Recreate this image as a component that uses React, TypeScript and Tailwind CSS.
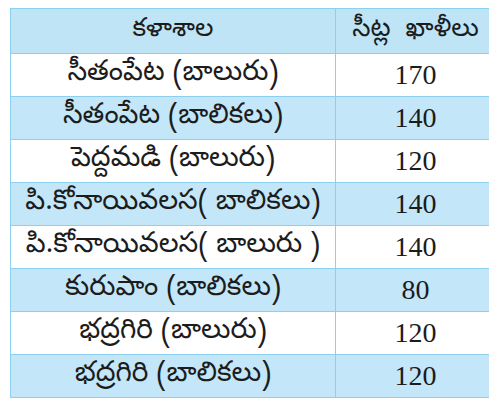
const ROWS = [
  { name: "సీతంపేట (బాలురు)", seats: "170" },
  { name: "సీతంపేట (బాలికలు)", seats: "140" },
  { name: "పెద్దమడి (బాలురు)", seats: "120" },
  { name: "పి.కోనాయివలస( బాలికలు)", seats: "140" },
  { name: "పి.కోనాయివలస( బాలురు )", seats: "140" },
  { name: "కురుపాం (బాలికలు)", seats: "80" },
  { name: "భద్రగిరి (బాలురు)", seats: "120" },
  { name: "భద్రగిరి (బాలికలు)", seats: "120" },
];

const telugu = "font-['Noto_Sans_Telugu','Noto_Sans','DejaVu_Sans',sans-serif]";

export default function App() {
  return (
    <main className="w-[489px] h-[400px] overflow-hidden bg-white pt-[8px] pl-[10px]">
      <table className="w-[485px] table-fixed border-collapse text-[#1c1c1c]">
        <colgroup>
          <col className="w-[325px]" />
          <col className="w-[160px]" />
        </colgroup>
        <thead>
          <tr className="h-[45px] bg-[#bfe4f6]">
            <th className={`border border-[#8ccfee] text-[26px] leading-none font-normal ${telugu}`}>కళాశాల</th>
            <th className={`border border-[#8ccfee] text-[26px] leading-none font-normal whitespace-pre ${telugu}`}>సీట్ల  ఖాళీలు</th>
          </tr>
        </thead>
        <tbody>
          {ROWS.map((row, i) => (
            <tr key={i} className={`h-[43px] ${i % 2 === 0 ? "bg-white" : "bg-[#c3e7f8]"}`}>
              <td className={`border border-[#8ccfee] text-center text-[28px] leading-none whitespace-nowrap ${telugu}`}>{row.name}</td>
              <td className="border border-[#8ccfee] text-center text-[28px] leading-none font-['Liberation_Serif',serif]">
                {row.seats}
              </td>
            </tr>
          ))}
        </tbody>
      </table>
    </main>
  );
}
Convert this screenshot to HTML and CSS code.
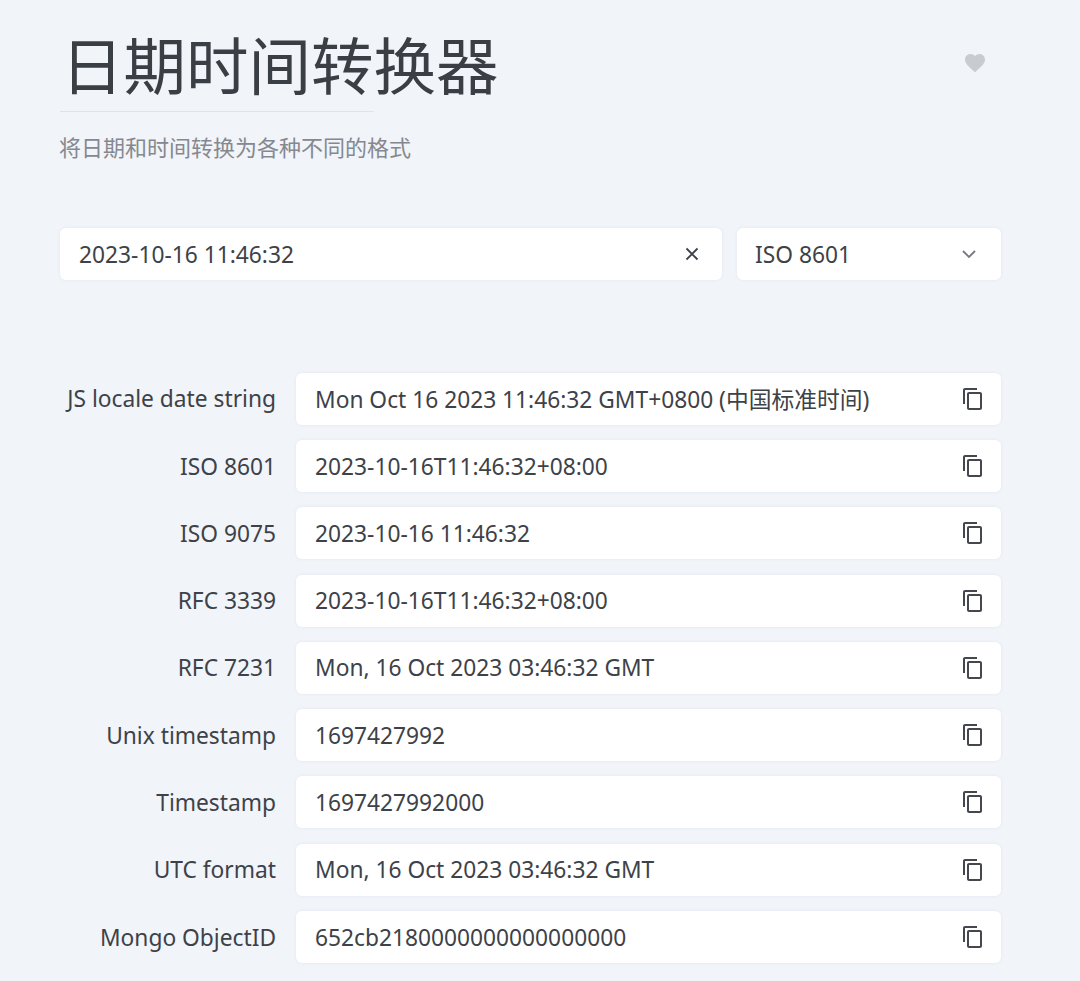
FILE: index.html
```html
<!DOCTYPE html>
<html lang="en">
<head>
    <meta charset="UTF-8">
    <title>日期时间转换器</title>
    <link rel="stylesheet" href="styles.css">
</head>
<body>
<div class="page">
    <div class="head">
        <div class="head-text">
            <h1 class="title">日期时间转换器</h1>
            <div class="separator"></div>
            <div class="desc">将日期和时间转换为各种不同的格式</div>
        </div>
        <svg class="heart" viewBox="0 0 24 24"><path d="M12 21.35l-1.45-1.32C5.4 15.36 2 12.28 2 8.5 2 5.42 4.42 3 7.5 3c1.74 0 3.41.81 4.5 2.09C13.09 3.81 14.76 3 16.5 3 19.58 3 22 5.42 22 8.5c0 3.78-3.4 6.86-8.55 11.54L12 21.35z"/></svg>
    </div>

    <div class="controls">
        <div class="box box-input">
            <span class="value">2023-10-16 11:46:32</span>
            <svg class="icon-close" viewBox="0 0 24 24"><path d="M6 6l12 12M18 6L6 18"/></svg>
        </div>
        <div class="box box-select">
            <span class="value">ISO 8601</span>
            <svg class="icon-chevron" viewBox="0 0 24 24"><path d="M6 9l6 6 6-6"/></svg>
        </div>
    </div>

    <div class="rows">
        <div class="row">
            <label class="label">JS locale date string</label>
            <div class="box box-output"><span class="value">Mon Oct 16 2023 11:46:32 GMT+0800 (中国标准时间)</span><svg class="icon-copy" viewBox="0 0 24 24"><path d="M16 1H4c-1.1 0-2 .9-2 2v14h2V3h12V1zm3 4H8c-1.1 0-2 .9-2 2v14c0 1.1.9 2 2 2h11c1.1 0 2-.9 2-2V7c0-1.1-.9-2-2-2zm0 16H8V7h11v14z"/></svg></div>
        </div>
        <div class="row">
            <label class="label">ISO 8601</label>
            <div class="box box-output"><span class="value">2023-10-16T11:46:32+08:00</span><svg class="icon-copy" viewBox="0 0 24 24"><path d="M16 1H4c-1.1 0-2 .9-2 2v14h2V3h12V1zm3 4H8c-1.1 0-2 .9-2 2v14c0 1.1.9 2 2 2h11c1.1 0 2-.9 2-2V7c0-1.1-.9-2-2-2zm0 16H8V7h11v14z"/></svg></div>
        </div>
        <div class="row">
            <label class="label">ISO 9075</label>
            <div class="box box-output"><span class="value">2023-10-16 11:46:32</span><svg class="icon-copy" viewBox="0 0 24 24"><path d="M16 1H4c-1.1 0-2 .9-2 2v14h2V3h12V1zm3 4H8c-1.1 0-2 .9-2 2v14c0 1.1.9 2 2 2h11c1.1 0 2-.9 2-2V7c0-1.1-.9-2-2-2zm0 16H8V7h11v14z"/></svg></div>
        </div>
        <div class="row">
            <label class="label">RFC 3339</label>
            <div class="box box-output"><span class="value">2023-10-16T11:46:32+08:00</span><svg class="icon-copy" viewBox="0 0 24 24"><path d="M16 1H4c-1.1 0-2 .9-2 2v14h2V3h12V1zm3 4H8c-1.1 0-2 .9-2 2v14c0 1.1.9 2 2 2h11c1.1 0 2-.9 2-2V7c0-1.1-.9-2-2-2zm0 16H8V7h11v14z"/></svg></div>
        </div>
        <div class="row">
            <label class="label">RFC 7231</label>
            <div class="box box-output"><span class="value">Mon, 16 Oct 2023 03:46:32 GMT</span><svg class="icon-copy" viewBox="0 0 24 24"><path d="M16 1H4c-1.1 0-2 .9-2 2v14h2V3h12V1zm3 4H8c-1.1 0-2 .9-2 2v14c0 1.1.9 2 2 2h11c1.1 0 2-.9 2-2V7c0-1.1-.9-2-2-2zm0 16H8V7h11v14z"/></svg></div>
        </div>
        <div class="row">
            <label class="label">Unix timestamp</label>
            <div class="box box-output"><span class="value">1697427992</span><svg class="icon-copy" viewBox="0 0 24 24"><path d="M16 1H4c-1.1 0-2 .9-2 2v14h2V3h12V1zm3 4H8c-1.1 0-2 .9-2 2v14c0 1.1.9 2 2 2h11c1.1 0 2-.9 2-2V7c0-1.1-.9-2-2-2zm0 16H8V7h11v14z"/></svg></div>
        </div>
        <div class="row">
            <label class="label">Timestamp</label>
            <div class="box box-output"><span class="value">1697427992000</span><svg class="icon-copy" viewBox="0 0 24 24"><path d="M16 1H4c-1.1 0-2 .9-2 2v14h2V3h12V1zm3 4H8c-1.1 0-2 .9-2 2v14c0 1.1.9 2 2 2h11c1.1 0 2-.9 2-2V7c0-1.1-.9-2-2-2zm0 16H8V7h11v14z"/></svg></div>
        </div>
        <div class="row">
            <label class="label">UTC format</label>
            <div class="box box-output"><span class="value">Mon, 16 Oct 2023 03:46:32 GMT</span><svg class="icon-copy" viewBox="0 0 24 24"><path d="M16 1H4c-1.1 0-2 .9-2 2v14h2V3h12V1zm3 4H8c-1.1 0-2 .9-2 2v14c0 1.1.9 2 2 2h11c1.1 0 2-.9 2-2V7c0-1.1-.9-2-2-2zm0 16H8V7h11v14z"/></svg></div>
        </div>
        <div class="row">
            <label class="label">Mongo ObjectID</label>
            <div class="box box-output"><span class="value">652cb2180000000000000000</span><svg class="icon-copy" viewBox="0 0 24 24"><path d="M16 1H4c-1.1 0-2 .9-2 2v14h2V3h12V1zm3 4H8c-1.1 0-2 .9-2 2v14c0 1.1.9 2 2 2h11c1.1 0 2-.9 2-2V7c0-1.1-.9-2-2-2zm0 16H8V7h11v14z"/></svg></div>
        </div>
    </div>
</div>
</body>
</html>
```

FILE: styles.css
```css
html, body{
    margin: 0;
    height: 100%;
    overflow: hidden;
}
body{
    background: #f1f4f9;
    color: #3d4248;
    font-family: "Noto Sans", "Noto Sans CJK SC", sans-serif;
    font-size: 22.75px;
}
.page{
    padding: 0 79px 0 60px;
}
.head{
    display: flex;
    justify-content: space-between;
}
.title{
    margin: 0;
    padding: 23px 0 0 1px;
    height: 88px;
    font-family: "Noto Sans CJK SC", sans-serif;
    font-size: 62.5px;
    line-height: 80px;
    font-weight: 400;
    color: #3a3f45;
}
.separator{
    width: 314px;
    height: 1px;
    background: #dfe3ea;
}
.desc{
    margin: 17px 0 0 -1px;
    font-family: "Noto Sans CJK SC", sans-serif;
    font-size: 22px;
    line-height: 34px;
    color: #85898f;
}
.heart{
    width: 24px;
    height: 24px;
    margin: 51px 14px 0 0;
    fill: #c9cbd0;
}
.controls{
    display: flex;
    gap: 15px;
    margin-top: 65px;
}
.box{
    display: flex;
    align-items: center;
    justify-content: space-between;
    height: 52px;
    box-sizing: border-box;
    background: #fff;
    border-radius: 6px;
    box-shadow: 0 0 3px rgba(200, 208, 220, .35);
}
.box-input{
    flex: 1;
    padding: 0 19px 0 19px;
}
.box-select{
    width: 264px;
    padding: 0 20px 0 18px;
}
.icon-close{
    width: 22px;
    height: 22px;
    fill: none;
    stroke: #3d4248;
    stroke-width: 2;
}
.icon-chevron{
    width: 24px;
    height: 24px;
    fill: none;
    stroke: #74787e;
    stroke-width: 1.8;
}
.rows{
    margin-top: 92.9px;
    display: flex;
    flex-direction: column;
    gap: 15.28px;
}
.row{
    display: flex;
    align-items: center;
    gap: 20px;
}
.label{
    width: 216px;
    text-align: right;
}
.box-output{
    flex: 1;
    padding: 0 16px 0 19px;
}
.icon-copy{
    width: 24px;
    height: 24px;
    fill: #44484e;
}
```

■ **REQUEST**: For each line of the listing that holds the word "this", show that line.

■ **ANSWER IN FULL**:
Recreate this image as a component that uses React, TypeScript and Tailwind CSS.
Convert this screenshot to HTML and CSS code.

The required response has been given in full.